No sería de extrañar que estos argumentos no hayan convencido a todos (si es que convencieron a alguno). Como en todo debate genuino, es muy difícil encontrar un argumento parecido a un golpe de knock-out. Algunos suelen esgrimir en defensa del CONICET el hecho de que el Estado también destina recursos a la Iglesia Católica. Sin embargo, sea que tal decisión fuera deseable o indeseable, las humanidades y las ciencias sociales deberían ser capaces de dar batalla por sí mismas. De otro modo, mostrar que los recursos se destinan para otra cosa en el fondo no es sino una forma de desviar la atención, postergando el debate.
Finalmente, quizás la comparación con la discusión sobre la administración de justicia sea útil para quienes desean plebiscitar las investigaciones del CONICET. Una sociedad genuinamente democrática, por no decir republicana, quiere tener una administración de justicia separada de las mayorías circunstanciales precisamente porque supone que los jueces cuentan con cierto conocimiento especializado del que carecen las mayorías.
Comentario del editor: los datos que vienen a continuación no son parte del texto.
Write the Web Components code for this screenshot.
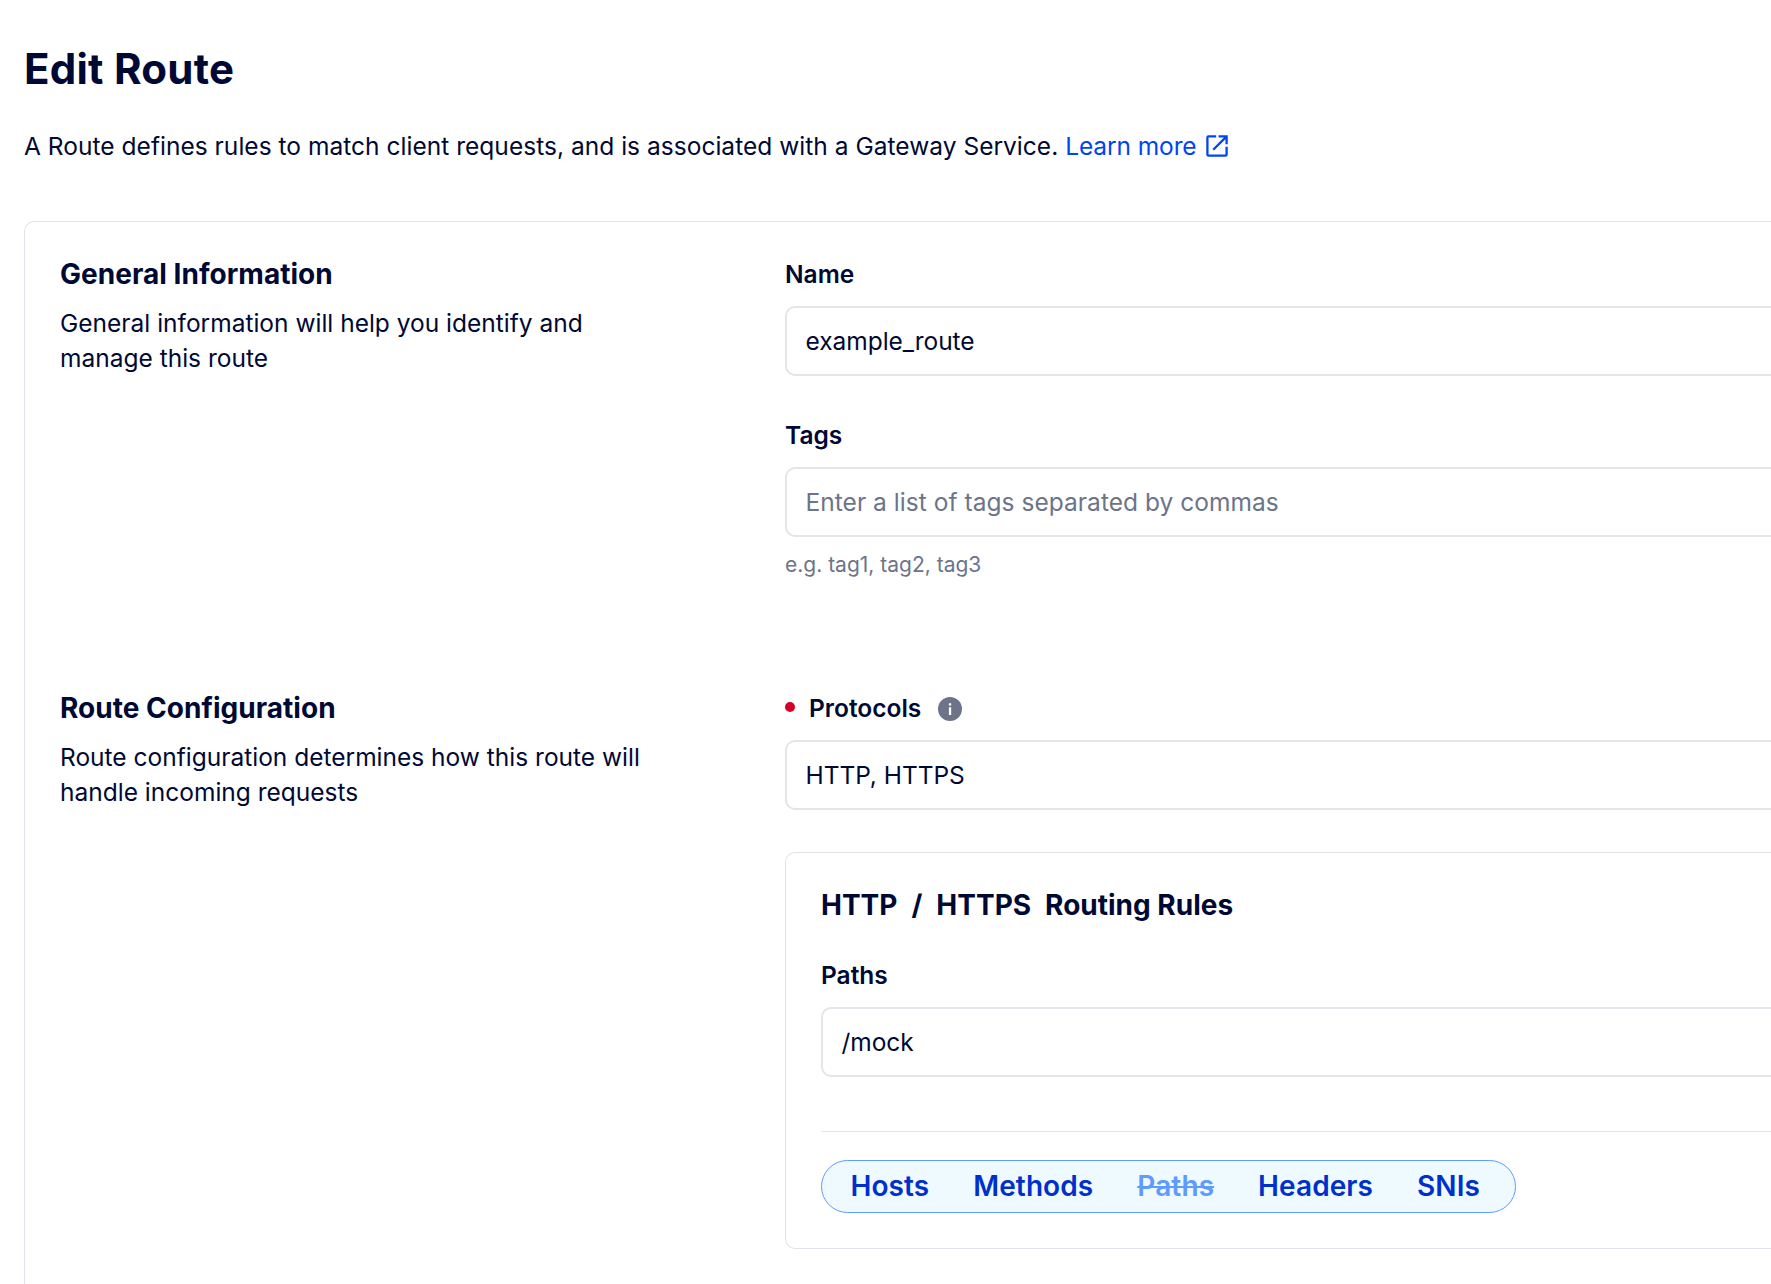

Parafraseando a Horacio, cambiando los nombres, bien podríamos estar hablando también del CONICET. Nótese que esta argumentación no es elitista sino todo lo contrario, ya que son las mismas mayorías las que deciden auto-limitarse, por así decir, a raíz de los beneficios que semejante decisión les reporta.
Cabe desear entonces que la muy razonable preocupación por el gasto público (sobre todo después de más de una década de redistribución récord del ingreso que terminó con por lo menos un tercio de la población en la pobreza a pesar de que los ingresos durante dicha época alcanzaron un pico histórico) no se convierta en una obsesión a menudo contraproducente por la búsqueda inmediata de la ganancia. La última palabra, como siempre en democracia, la tiene la mayoría. Esperemos que se trate de una mayoría informada.